Dataset rows:
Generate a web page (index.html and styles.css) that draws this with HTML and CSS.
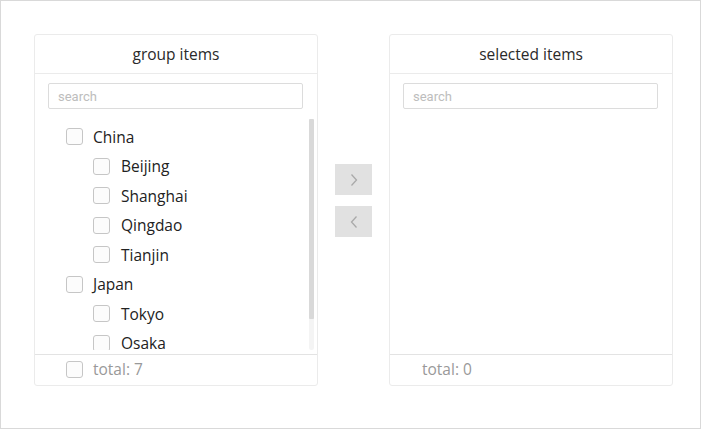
FILE: index.html
```html
<!DOCTYPE html>
<html>
<head>
<meta charset="utf-8">
<link rel="stylesheet" href="styles.css">
</head>
<body>
<div class="frame">
  <div class="panel">
    <div class="panel-header">group items</div>
    <div class="search-wrap"><input class="search" type="text" placeholder="search"></div>
    <div class="list">
      <div class="list-inner">
        <div class="row root"><span class="cb"></span><span class="label">China</span></div>
        <div class="row child"><span class="cb"></span><span class="label">Beijing</span></div>
        <div class="row child"><span class="cb"></span><span class="label">Shanghai</span></div>
        <div class="row child"><span class="cb"></span><span class="label">Qingdao</span></div>
        <div class="row child"><span class="cb"></span><span class="label">Tianjin</span></div>
        <div class="row root"><span class="cb"></span><span class="label">Japan</span></div>
        <div class="row child"><span class="cb"></span><span class="label">Tokyo</span></div>
        <div class="row child"><span class="cb"></span><span class="label">Osaka</span></div>
      </div>
      <div class="scrollbar"><div class="thumb"></div></div>
    </div>
    <div class="panel-footer"><span class="cb"></span><span class="total">total: 7</span></div>
  </div>
  <div class="actions">
    <button class="btn" type="button"><svg width="8" height="14" viewBox="0 0 8 14"><polyline points="1.5,1.5 6.5,7 1.5,12.5" fill="none" stroke="#a9a9a9" stroke-width="1.3"/></svg></button>
    <button class="btn" type="button"><svg width="8" height="14" viewBox="0 0 8 14"><polyline points="6.5,1.5 1.5,7 6.5,12.5" fill="none" stroke="#a9a9a9" stroke-width="1.3"/></svg></button>
  </div>
  <div class="panel">
    <div class="panel-header">selected items</div>
    <div class="search-wrap"><input class="search" type="text" placeholder="search"></div>
    <div class="list empty"></div>
    <div class="panel-footer plain"><span class="total">total: 0</span></div>
  </div>
</div>
</body>
</html>
```
FILE: styles.css
```css
html, body {
  margin: 0;
  padding: 0;
  background: #fff;
}
body {
  font-family: "Open Sans", "Noto Sans", sans-serif;
  color: #222;
}
.frame {
  box-sizing: border-box;
  width: 701px;
  height: 429px;
  border: 1px solid #d9d9d9;
  display: flex;
  align-items: flex-start;
  padding: 33px 0 0 33px;
}
.panel {
  box-sizing: border-box;
  width: 284px;
  height: 352px;
  border: 1px solid #ebebeb;
  border-radius: 3px;
  display: flex;
  flex-direction: column;
}
.panel-header {
  height: 38px;
  line-height: 38px;
  border-bottom: 1px solid #ebebeb;
  text-align: center;
  font-size: 15.5px;
  color: #2a2a2a;
}
.search-wrap {
  padding: 9px 14px 0 13px;
}
.search {
  box-sizing: border-box;
  display: block;
  width: 100%;
  height: 26px;
  border: 1px solid #dcdcdc;
  border-radius: 2px;
  padding: 1px 9px 0 9px;
  font-family: Roboto, "Liberation Sans", sans-serif;
  font-size: 13px;
  color: #333;
  outline: none;
}
.search::placeholder {
  color: #bdbdbd;
}
.list {
  position: relative;
  height: 231px;
  margin: 10px 3px 4px 0;
  overflow: hidden;
}
.scrollbar {
  position: absolute;
  top: 0;
  right: 0;
  width: 5px;
  height: 231px;
  background: #f4f4f4;
  border-radius: 3px;
}
.thumb {
  width: 5px;
  height: 200px;
  background: #d9d9d9;
  border-radius: 1px;
}
.list-inner {
  padding: 3px 0 0 0;
}
.row {
  height: 29.5px;
  display: flex;
  align-items: center;
  font-size: 15.5px;
}
.row.root {
  padding-left: 31px;
}
.row.child {
  padding-left: 58px;
}
.cb {
  box-sizing: border-box;
  width: 17px;
  height: 17px;
  border: 1px solid #c6c6c6;
  border-radius: 3px;
  background: #fcfcfc;
  flex: none;
}
.label {
  margin-left: 10px;
  color: #222;
}
.row.child .label {
  margin-left: 11px;
}
.panel-footer {
  flex: 1;
  border-top: 1px solid #e3e3e3;
  display: flex;
  align-items: center;
  padding-left: 31px;
  padding-bottom: 2px;
  font-size: 15.5px;
}
.panel-footer.plain {
  padding-left: 32px;
}
.total {
  color: #999;
  margin-left: 10px;
}
.panel-footer.plain .total {
  margin-left: 0;
}
.actions {
  display: flex;
  flex-direction: column;
  gap: 11px;
  margin: 130px 17px 0 17px;
}
.btn {
  width: 37px;
  height: 31px;
  border: none;
  padding: 0;
  background: #e1e1e1;
  display: flex;
  align-items: center;
  justify-content: center;
}
```
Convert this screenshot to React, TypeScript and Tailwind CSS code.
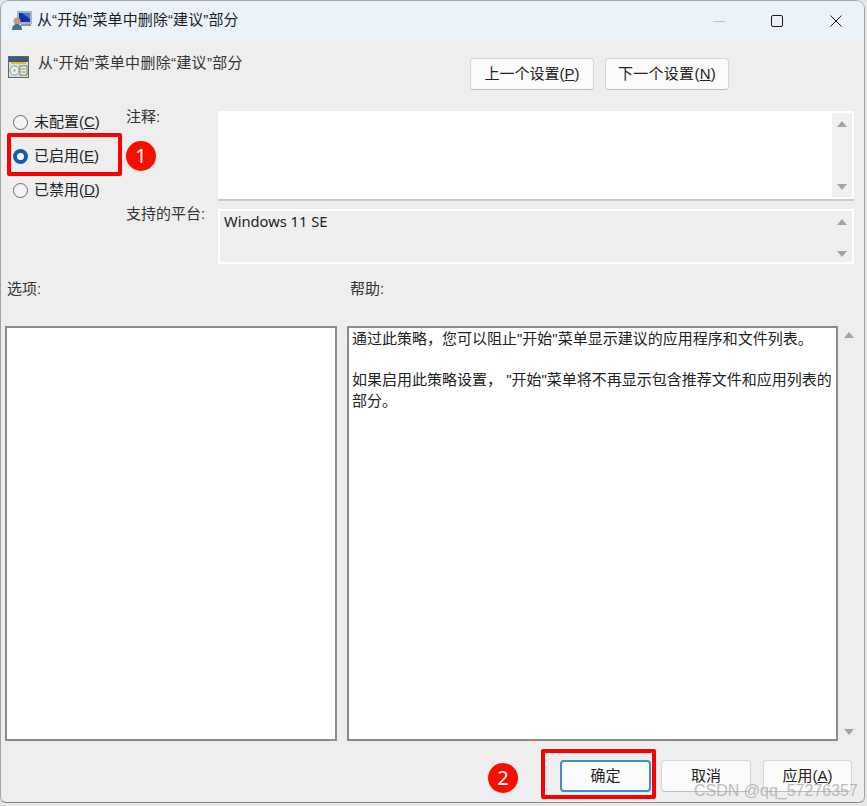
import React from 'react';

const cjk = 'font-["Liberation_Sans","Noto_Sans_CJK_SC",sans-serif]';

const Arrow = ({ up }: { up?: boolean }) => (
  <svg width="10" height="6" viewBox="0 0 10 6" className="block">
    <path d={up ? 'M5 0 L10 6 L0 6 Z' : 'M0 0 L10 0 L5 6 Z'} fill="#a3a3a3" />
  </svg>
);

const ScrollBar = ({ className }: { className: string }) => (
  <div className={`flex flex-col items-center justify-between ${className}`}>
    <Arrow up />
    <Arrow />
  </div>
);

const Radio = ({ checked, label, keyName }: { checked?: boolean; label: string; keyName: string }) => (
  <div className="flex items-center gap-[6px] h-[20px]">
    {checked ? (
      <span className="w-[15px] h-[15px] rounded-full bg-[#0a5fb0] flex items-center justify-center">
        <span className="w-[7px] h-[7px] rounded-full bg-white" />
      </span>
    ) : (
      <span className="w-[15px] h-[15px] rounded-full border-[1.5px] border-[#6a6a6a] bg-[#f4f4f4]" />
    )}
    <span className="text-[15px] text-[#222]">
      {label}(<span className="underline">{keyName}</span>)
    </span>
  </div>
);

const Button = ({ className, children }: { className: string; children: React.ReactNode }) => (
  <button className={`h-[32px] rounded-[4px] bg-[#fbfbfb] border border-[#d6d6d6] border-b-[#bdbdbd] text-[15px] text-[#222] ${className}`}>
    {children}
  </button>
);

const App: React.FC = () => {
  return (
    <div className={`relative w-[867px] h-[806px] overflow-hidden bg-[#e8e8e8] ${cjk}`}>
      <div className="w-[865px] h-[803px] bg-[#eeeeee] border border-[#a3a3a3] border-b-[#8a8a8a] rounded-t-[9px] rounded-b-[6px] overflow-hidden flex flex-col">
        {/* barra de titulo */}
        <div className="h-[39px] shrink-0 bg-[#eaf3f9] flex items-center pl-[10px]">
          <svg width="21" height="21" viewBox="0 0 21 21" className="shrink-0">
            <rect x="6" y="1" width="15" height="13" fill="#aab4be" />
            <rect x="8" y="3" width="11" height="9" fill="#1233a8" />
            <path d="M11 3h8v6z" fill="#3f7be0" />
            <rect x="10" y="14" width="10" height="2" fill="#8b95a0" />
            <circle cx="6" cy="11" r="3.5" fill="#c99a70" />
            <path d="M1 20c0-4 2-6 5-6s5 2 5 6z" fill="#4a6f8f" />
          </svg>
          <span className="ml-[5px] text-[15px] tracking-[0.1px] text-[#1c1c1c]">从“开始”菜单中删除“建议”部分</span>
          <div className="ml-auto flex items-center">
            <svg width="12" height="12" viewBox="0 0 12 12" className="mr-[46px]">
              <path d="M0 6.5h12" stroke="#c2c2c2" strokeWidth="1" />
            </svg>
            <svg width="12" height="12" viewBox="0 0 12 12" className="mr-[47px]">
              <rect x="0.5" y="0.5" width="11" height="11" rx="1.5" fill="none" stroke="#1a1a1a" strokeWidth="1" />
            </svg>
            <svg width="12" height="12" viewBox="0 0 12 12" className="mr-[22px]">
              <path d="M0.5 0.5 11.5 11.5M11.5 0.5 0.5 11.5" stroke="#1a1a1a" strokeWidth="1" />
            </svg>
          </div>
        </div>

        {/* cabecalho */}
        <div className="h-[71px] shrink-0 flex items-start pl-[7px]">
          <svg width="21" height="22" viewBox="0 0 21 22" className="mt-[16px] shrink-0">
            <rect x="0.5" y="0.5" width="20" height="21" fill="#d9dfdc" stroke="#4f6f6c" />
            <rect x="1" y="1" width="19" height="5" fill="#3f5f68" />
            <rect x="3" y="6" width="15" height="2" fill="#e0b93c" />
            <circle cx="6.5" cy="14.5" r="4.5" fill="#f1eee6" stroke="#8d9a94" />
            <circle cx="6.5" cy="14.5" r="1.2" fill="#8ab0a8" />
            <rect x="12" y="10" width="7" height="9" fill="#f6f3df" stroke="#6f7f70" />
            <path d="M13.5 13h4M13.5 16h4" stroke="#6f7f70" />
          </svg>
          <span className="ml-[9px] mt-[12px] text-[15px] tracking-[0.3px] text-[#333]">从“开始”菜单中删除“建议”部分</span>
          <div className="ml-auto mr-[135px] mt-[18px] flex gap-[11px]">
            <Button className="w-[124px]">
              上一个设置(<span className="underline">P</span>)
            </Button>
            <Button className="w-[124px] tracking-[0.3px]">
              下一个设置(<span className="underline">N</span>)
            </Button>
          </div>
        </div>

        {/* estado e comentario */}
        <div className="h-[153px] shrink-0 flex pl-[12px]">
          <div className="w-[113px] shrink-0 pt-[1px] flex flex-col gap-[14px]">
            <Radio label="未配置" keyName="C" />
            <Radio checked label="已启用" keyName="E" />
            <Radio label="已禁用" keyName="D" />
          </div>
          <div className="w-[92px] shrink-0 flex flex-col text-[15px] text-[#333]">
            <span className="h-[20px] -mt-[5px]">注释:</span>
            <span className="mt-[77px]">支持的平台:</span>
          </div>
          <div className="w-[636px] shrink-0 flex flex-col">
            <div className="h-[90px] bg-white border-b-2 border-[#c8c8c8] flex justify-end pr-[2px] py-[2px]">
              <ScrollBar className="w-[20px] bg-[#f0f0f0] pt-[8px] pb-[7px]" />
            </div>
            <div className="mt-[8px] h-[55px] bg-[#efefef] border-2 border-white flex justify-between">
              <span className="ml-[4px] -mt-[1px] text-[14.7px] text-[#222] font-['Noto_Sans',sans-serif]">Windows 11 SE</span>
              <ScrollBar className="w-[20px] pt-[8px] pb-[5px]" />
            </div>
          </div>
        </div>

        {/* rotulos */}
        <div className="h-[62px] shrink-0 flex pl-[6px] text-[15px] text-[#333]">
          <span className="w-[343px] mt-[14px]">选项:</span>
          <span className="mt-[14px]">帮助:</span>
        </div>

        {/* listas */}
        <div className="h-[415px] shrink-0 flex pl-[4px]">
          <div className="w-[332px] bg-white border-2 border-[#8c8c8c]" />
          <div className="ml-[10px] w-[491px] bg-white border-2 border-[#8c8c8c] pl-[3px] pr-[1px] pt-[1px] text-[15px] leading-[20.5px] text-[#222]">
            <p>通过此策略，您可以阻止"开始"菜单显示建议的应用程序和文件列表。</p>
            <p className="mt-[20.5px]">如果启用此策略设置， "开始"菜单将不再显示包含推荐文件和应用列表的部分。</p>
          </div>
          <ScrollBar className="w-[20px] ml-[1px] py-[6px]" />
        </div>

        {/* rodape */}
        <div className="flex-1 flex items-start justify-end pr-[12px] pt-[19px] gap-[10px]">
          <button className="w-[91px] h-[32px] rounded-[4px] bg-[#fbfbfb] border-2 border-[#3f8fd0] text-[15px] text-[#222]">确定</button>
          <Button className="w-[90px]">取消</Button>
          <Button className="w-[89px] ml-[2px]">
            应用(<span className="underline">A</span>)
          </Button>
        </div>
      </div>

      {/* anotacoes */}
      <div className="absolute left-[7px] top-[133px] w-[115px] h-[43px] border-[4px] border-[#fb0000] rounded-[2px]" />
      <div className="absolute left-[126px] top-[141px] w-[30px] h-[30px] rounded-full bg-[#f90f00] text-white text-[20px] flex items-center justify-center font-['Noto_Sans',sans-serif]">1</div>
      <div className="absolute left-[541px] top-[749px] w-[115px] h-[50px] border-[4px] border-[#fb0000] rounded-[2px]" />
      <div className="absolute left-[488px] top-[763px] w-[30px] h-[30px] rounded-full bg-[#f90f00] text-white text-[20px] flex items-center justify-center font-['Noto_Sans',sans-serif]">2</div>
      <span className="absolute left-[694px] top-[781px] whitespace-nowrap text-[16px] leading-[20px] text-[#a0a0a0]/70 font-['Liberation_Sans',sans-serif]">CSDN @qq_57276357</span>
    </div>
  );
};

export default App;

### What you should do
Locate the word "index" in the records above, and return each line that has it.

### Solution
Generate a web page (index.html and styles.css) that draws this with HTML and CSS.
FILE: index.html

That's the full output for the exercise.